Creating price lists allows you to set a different pricing for a product. This way you can define what customer gets charged which price. The idea behind it is that you can easily charge loyal customers a more beneficial price.
How does it work?
You can start creating price lists via Settings > Products > Button +. You’ll get to see the following screen:
Give your price list a name and select the preferred calculation method. You’ll get three options:
- Normal: this is your default price for a product. You can use it as a benchmark.
Note: This normal price list is by default present in a new account. However, you could also add additional price lists of the type "normal" (this means they don't have to refer to another price list and can just exist on their own).
- Calculated from unit cost: by selecting this, Teamleader Focus will calculate your product price based on your unit cost multiplied by a factor by your choice.
- Calculated from other price list: Teamleader Focus will calculate the price based on another price list whose 'Calculation Method' is Normal.
Once you have selected the calculation method, click ‘Save’ to continue.
Applying your price lists
It’s important to know that a price list always applies to a contact or company within Teamleader Focus. It never applies to a certain product.
To assign those price lists to a certain contact or company, you have to go to the customer page and click on the pencil to edit it. Among all the fields, you will find one called ‘Pricelist’, where you can select the list that you want to apply to this customer.
If you’re creating a quotation or an invoice for this customer, the product price will be calculated using the conditions you set earlier when creating the price list.

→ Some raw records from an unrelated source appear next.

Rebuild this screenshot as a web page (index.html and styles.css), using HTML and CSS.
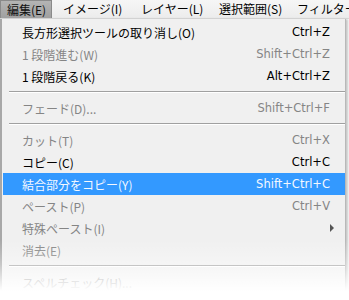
FILE: index.html
```html
<!DOCTYPE html>
<html lang="ja">
<head>
    <meta charset="UTF-8">
    <title>編集メニュー</title>
    <link rel="stylesheet" href="styles.css">
</head>
<body>
    <div class="menubar">
        <span class="top active">編集(E)</span>
        <span class="top">イメージ(I)</span>
        <span class="top">レイヤー(L)</span>
        <span class="top">選択範囲(S)</span>
        <span class="top last">フィルター(T)</span>
    </div>

    <div class="menu">
        <div class="item"><span>長方形選択ツールの取り消し(O)</span><span class="key">Ctrl+Z</span></div>
        <div class="item off"><span>1 段階進む(W)</span><span class="key">Shift+Ctrl+Z</span></div>
        <div class="item"><span>1 段階戻る(K)</span><span class="key">Alt+Ctrl+Z</span></div>
        <div class="sep"></div>
        <div class="item off"><span>フェード(D)...</span><span class="key">Shift+Ctrl+F</span></div>
        <div class="sep"></div>
        <div class="item off"><span>カット(T)</span><span class="key">Ctrl+X</span></div>
        <div class="item"><span>コピー(C)</span><span class="key">Ctrl+C</span></div>
        <div class="item hover"><span>結合部分をコピー(Y)</span><span class="key">Shift+Ctrl+C</span></div>
        <div class="item off"><span>ペースト(P)</span><span class="key">Ctrl+V</span></div>
        <div class="item off"><span>特殊ペースト(I)</span><span class="arrow"></span></div>
        <div class="item off"><span>消去(E)</span></div>
        <div class="sep"></div>
        <div class="item off"><span>スペルチェック(H)...</span></div>
    </div>
</body>
</html>
```

FILE: styles.css
```css
body {
    margin: 0;
    width: 349px;
    height: 300px;
    overflow: hidden;
    position: relative;
    background: #fff;
    font-family: "Noto Sans CJK JP", "Noto Sans", sans-serif;
    font-size: 12px;
}
.menubar {
    height: 19px;
    display: flex;
    align-items: stretch;
    overflow: hidden;
    background: linear-gradient(#f6f6f6, #ececec);
    border-bottom: 1px solid #d8d8d8;
    box-sizing: border-box;
}
.top {
    flex: 0 0 78px;
    box-sizing: border-box;
    display: flex;
    align-items: center;
    padding-left: 11px;
    color: #000;
    white-space: nowrap;
    line-height: 1;
}
.top.last {
    flex: 0 0 auto;
}
.top.active {
    flex: 0 0 52px;
    padding-left: 6px;
    background: linear-gradient(#b4b4b4, #a0a0a0);
    border: 1px solid #8a8a8a;
    border-bottom: none;
    color: #111;
}
.menu {
    width: 346px;
    background: #f0f0f0;
    border-left: 2px solid #a8a8a8;
    border-right: 1px solid #b8b8b8;
    box-shadow: 2px 0 2px #c8c8c8;
    box-sizing: border-box;
    padding: 2px 0 0 1px;
}
.item {
    height: 22px;
    display: flex;
    align-items: center;
    justify-content: space-between;
    padding: 0 15px 0 19px;
    color: #000;
    white-space: nowrap;
}
.item.off {
    color: #858585;
}
.item.hover {
    background: #3399ff;
    color: #f4f8ff;
}
.key {
    font-family: "DejaVu Sans", sans-serif;
    font-size: 11.5px;
}
.arrow {
    width: 0;
    height: 0;
    border-top: 4px solid transparent;
    border-bottom: 4px solid transparent;
    border-left: 4px solid #555;
    margin-right: -4px;
}
.sep {
    height: 1px;
    margin: 4px 0 4px 6px;
    background: #a0a0a0;
    border-bottom: 1px solid #fff;
}
body::after {
    content: "";
    position: absolute;
    left: 0;
    right: 0;
    top: 240px;
    bottom: 0;
    background: linear-gradient(rgba(255, 255, 255, 0), rgba(255, 255, 255, 0.35) 40%, #fff 85%);
}
```
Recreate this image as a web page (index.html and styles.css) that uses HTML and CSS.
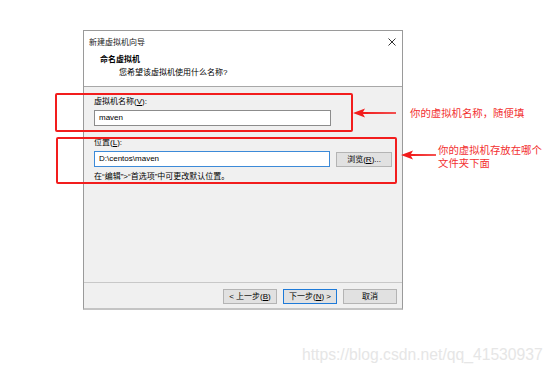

If you do not set a specific price list to a customer, he will always be charged the default price.
Using a price list to give a discount
Our customers often use price lists as a way to give an automatic discount to a certain customer. You could do this specifically for your loyal customers for example, and assign to them a more beneficial price list.
We’re happy to give you a more in-depth example of how to use price lists.
1. Let’s start by creating two price lists:
- One with a default price
- Another one with a factor x2 based on the unit cost
2. We create a Company Y with a price list set as 'normal price', and a Company Z with a price list set as x2.
3. Then, we also create a new product, that we will call 'Product X', with a unit cost of €10 and a default price of €15.
4. With all this data, we are ready to create a quotation for 'Company Y', who is being charged according to our default price. We’ll use the Product X to make the quotation:
5. To finish our example, we also create a quotation using the same Product X for Company Z, who is being charged based on our price lists with factor times 2:
As you see, the price for Company Y is the same as the default price we’ve defined earlier for our Product X. However, Company Z is being charged more, the unit cost (€ 10) times factor 2 (10*2 = € 20).
Note: Price lists only affect the price of articles that have been added in the Products module. It won't impact prices of time tracking, travel costs or manually added articles that aren't mentioned in the Products module.